I am very close to my MIL, but due to the many issues I have with my own mother (“Mom”), I could not bring myself to call MIL “Mom” very often even though I knew she loved it when I did. “Mama” ends up solving this – it is still affectionate, it’s something I never called my own mother, and it conveys how important my MIL is to me and what our relationship has meant to me over the last 15 years.
That’s different. She is your mom…in-law. Both my husband and I call each others parents mom and dad. We are both close to both sets of parents. My MIL nearly cried when I asked if I could call her mom, as she was afraid I was going to be like my husband’s bitch of an ex girlfriend and try to kick her out of our lives. Nope, I have cool in-laws and a BIL whom I love conspiring with to prank my husband. Poor man…
I’m originally from Florida but from a family with deep southern roots. “Mama” is just what mothers are called. My kids alternately call me “Mama”, “Ma”, “Mom” or “Merm” (not sure where that last one came from).
Yep, I (a Yankee) did a bit of a double-take when I heard my MIL refer to her mother as “Mama,” but it made sense once I thought about it: “Mama” is white, but grew up in South America and is fluent in Spanish, and married “Papa,” who’s Hispanic, their family culture is somewhat heavy on the Hispanic side of things, plus they lived in the deep south for much of her childhood. Being from the northeast, I’d always associated it, I’m sad to say, with odd natural-at-all-costs types, which my in-laws aren’t, so it struck my ear strangely until I recognized the context.
DD calls me “mama” or “mommy,” depending on the day. I’m not sure which I prefer. When I hear “mommy” I think of my own mother, which makes me cringe nine ways from Sunday, but on the other hand, “mama” makes me feel like I insist on taking kindergarteners out of class in order to breastfeed them or something. :p
I get sad when my kids move on from mama. Of course they are around two when they started calling me mommy and then when they get older, I am sure they will just call me mom. I do hate it when someone calls me mama though.
From the south here, and “Mama” is definitely the most popular where I live.
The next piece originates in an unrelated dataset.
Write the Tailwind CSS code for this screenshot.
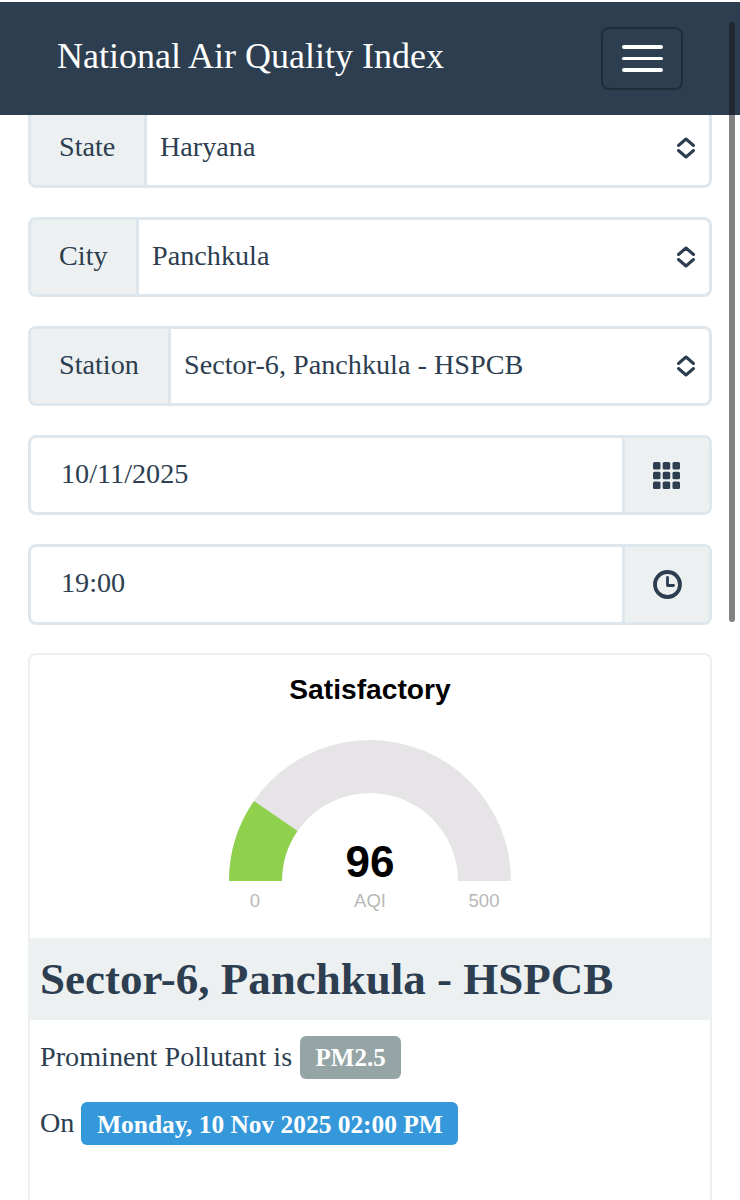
<!DOCTYPE html>
<html>
<head>
<meta charset="utf-8">
<script src="https://cdn.jsdelivr.net/npm/@tailwindcss/browser@4"></script>
</head>
<body class="bg-white overflow-hidden font-['Liberation_Serif',serif] text-[#2c3e50]">
<div class="relative w-[740px] h-[1200px] overflow-hidden pt-[2px]">
  <header class="relative z-10 h-[113px] bg-[#2c3e50] flex items-center justify-between pl-[57px] pr-[57px]">
    <span class="text-white text-[36px] leading-none mb-[6px]">National Air Quality Index</span>
    <button class="w-[82px] h-[63px] rounded-[8px] border-2 border-[#1f2d3b] flex flex-col items-center justify-center gap-[8px]">
      <span class="block w-[41px] h-[3.500px] rounded-full bg-white"></span>
      <span class="block w-[41px] h-[3.500px] rounded-full bg-white"></span>
      <span class="block w-[41px] h-[3.500px] rounded-full bg-white"></span>
    </button>
  </header>

  <main class="mt-[-7px] mx-[28px] flex flex-col gap-[29px]">
    <div class="flex h-[80px] rounded-[8px] border-[3px] border-[#dee6ee] text-[28.200px] overflow-hidden">
      <div class="w-[116px] bg-[#ecf0f1] border-r-[3px] border-[#dee6ee] flex items-center pl-[28px] pb-[2px]">State</div>
      <div class="flex-1 flex items-center justify-between pl-[13px] pr-[13px]">
        <span class="mb-[2px]">Haryana</span>
        <svg width="20" height="22" viewBox="0 0 20 22" fill="none" stroke="#2c3e50" stroke-width="3" stroke-linecap="round" stroke-linejoin="round"><path d="M2.5 8.5 10 2l7.500 6.500M2.500 13.500 10 20l7.500-6.500"/></svg>
      </div>
    </div>
    <div class="flex h-[80px] rounded-[8px] border-[3px] border-[#dee6ee] text-[28.200px] overflow-hidden">
      <div class="w-[108px] bg-[#ecf0f1] border-r-[3px] border-[#dee6ee] flex items-center pl-[28px] pb-[2px]">City</div>
      <div class="flex-1 flex items-center justify-between pl-[13px] pr-[13px]">
        <span class="mb-[2px]">Panchkula</span>
        <svg width="20" height="22" viewBox="0 0 20 22" fill="none" stroke="#2c3e50" stroke-width="3" stroke-linecap="round" stroke-linejoin="round"><path d="M2.5 8.5 10 2l7.500 6.500M2.500 13.500 10 20l7.500-6.500"/></svg>
      </div>
    </div>
    <div class="flex h-[80px] rounded-[8px] border-[3px] border-[#dee6ee] text-[28.200px] overflow-hidden">
      <div class="w-[140px] bg-[#ecf0f1] border-r-[3px] border-[#dee6ee] flex items-center pl-[28px] pb-[2px]">Station</div>
      <div class="flex-1 flex items-center justify-between pl-[13px] pr-[13px]">
        <span class="mb-[2px]">Sector-6, Panchkula - HSPCB</span>
        <svg width="20" height="22" viewBox="0 0 20 22" fill="none" stroke="#2c3e50" stroke-width="3" stroke-linecap="round" stroke-linejoin="round"><path d="M2.5 8.5 10 2l7.500 6.500M2.500 13.500 10 20l7.500-6.500"/></svg>
      </div>
    </div>
    <div class="flex h-[80px] rounded-[8px] border-[3px] border-[#dee6ee] text-[28.200px] overflow-hidden">
      <div class="flex-1 flex items-center pl-[30px] pb-[2px]">10/11/2025</div>
      <div class="w-[87px] bg-[#ecf0f1] border-l-[3px] border-[#dee6ee] flex items-center justify-center pr-[2px]">
        <svg width="27" height="27" viewBox="0 0 27 27" fill="#2c3e50">
          <rect x="0" y="0" width="7.500" height="7.500" rx="1.500"/><rect x="9.700" y="0" width="7.500" height="7.500" rx="1.500"/><rect x="19.500" y="0" width="7.500" height="7.500" rx="1.500"/>
          <rect x="0" y="9.700" width="7.500" height="7.500" rx="1.500"/><rect x="9.700" y="9.700" width="7.500" height="7.500" rx="1.500"/><rect x="19.500" y="9.700" width="7.500" height="7.500" rx="1.500"/>
          <rect x="0" y="19.500" width="7.500" height="7.500" rx="1.500"/><rect x="9.700" y="19.500" width="7.500" height="7.500" rx="1.500"/><rect x="19.500" y="19.500" width="7.500" height="7.500" rx="1.500"/>
        </svg>
      </div>
    </div>
    <div class="flex h-[81px] rounded-[8px] border-[3px] border-[#dee6ee] text-[28.200px] overflow-hidden">
      <div class="flex-1 flex items-center pl-[30px] pb-[2px]">19:00</div>
      <div class="w-[87px] bg-[#ecf0f1] border-l-[3px] border-[#dee6ee] flex items-center justify-center">
        <svg width="29" height="29" viewBox="0 0 29 29" fill="none" stroke="#2c3e50"><circle cx="14.500" cy="14.500" r="12.500" stroke-width="3.800"/><path d="M14.500 7.500v8h6" stroke-width="2.800" stroke-linecap="round" stroke-linejoin="round"/></svg>
      </div>
    </div>

    <section class="h-[700px] mt-[-1px] rounded-[8px] border-2 border-[#ecf0f1] flex flex-col">
      <svg width="680" height="282" viewBox="0 0 680 282" class="block shrink-0">
        <text x="340" y="44" text-anchor="middle" font-family="Liberation Sans" font-weight="700" font-size="28.200" fill="#000">Satisfactory</text>
        <path d="M199 226 A141 141 0 0 1 481 226 H428 A88 88 0 0 0 252 226 Z" fill="#e6e4e6"/>
        <path d="M199 226 A141 141 0 0 1 224 146 L267.500 176 A88 88 0 0 0 252 226 Z" fill="#8fd04c"/>
        <text x="340" y="222" text-anchor="middle" font-family="Liberation Sans" font-weight="700" font-size="44" fill="#000">96</text>
        <text x="225" y="252" text-anchor="middle" font-family="Liberation Sans" font-size="18.500" fill="#b8b8b8">0</text>
        <text x="340" y="252" text-anchor="middle" font-family="Liberation Sans" font-size="18.500" fill="#b8b8b8">AQI</text>
        <text x="454" y="252" text-anchor="middle" font-family="Liberation Sans" font-size="18.500" fill="#b8b8b8">500</text>
      </svg>
      <div class="h-[82px] mt-[1px] bg-[#ecf0f1] flex items-center pl-[10px] text-[45px] font-bold leading-none">Sector-6, Panchkula - HSPCB</div>
      <div class="pl-[10px] pt-[16px] text-[28.200px] leading-[34px] flex flex-col gap-[23px]">
        <div class="flex items-center gap-[8px]">
          <span class="mb-[2px]">Prominent Pollutant is</span>
          <span class="h-[43px] w-[101px] rounded-[6px] bg-[#95a5a6] text-white font-bold text-[25px] flex items-center justify-center">PM2.5</span>
        </div>
        <div class="flex items-center gap-[7px]">
          <span class="mb-[2px]">On</span>
          <span class="h-[43px] w-[377px] rounded-[6px] bg-[#3498db] text-white font-bold text-[25.400px] flex items-center justify-center whitespace-nowrap">Monday, 10 Nov 2025 02:00 PM</span>
        </div>
      </div>
    </section>
  </main>

  <div class="absolute z-20 left-[729px] top-[22px] w-[6px] h-[600px] rounded-full bg-[#1a1a1a]/55"></div>
</div>
</body>
</html>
My son calls me “Mom,” which I like. I have never cared for being called “Mommy,” and I remember as a small child my mother asking me not to call her that either. (When he was small, my son called me “Mum,” which I loved–his dad is a Kiwi–but when he started school the other kids gave him a hard time about it.)
Depends on context. If it’s clear she’s talking about their child (i.e. “and of course he came running to mama for help”), being ironic, or if a new parent is trying out/practicing the title, then no. If it’s all the mamas on the xyz caused all my kids problems type of site, then yes.
http://www.skepticalob.com/2015/05/our-unwitting-surrender-to-sexism-enshrined-in-a-single-word-mama.html
Thanks for linking that! Great piece!
I also hate when other people call me “mama.” To me, that is taking away my identity. No, I am not “mama” – call me by my damn name!
One of my dear friends has a tendency to refer to me as a Mama, and it does make me cringe just the faintest bit. I love her, but being a mother is not the sum total of my greatest accomplishments in life. At least, that’s kind of what it feels like when she says that, I know she means it in the best possible way.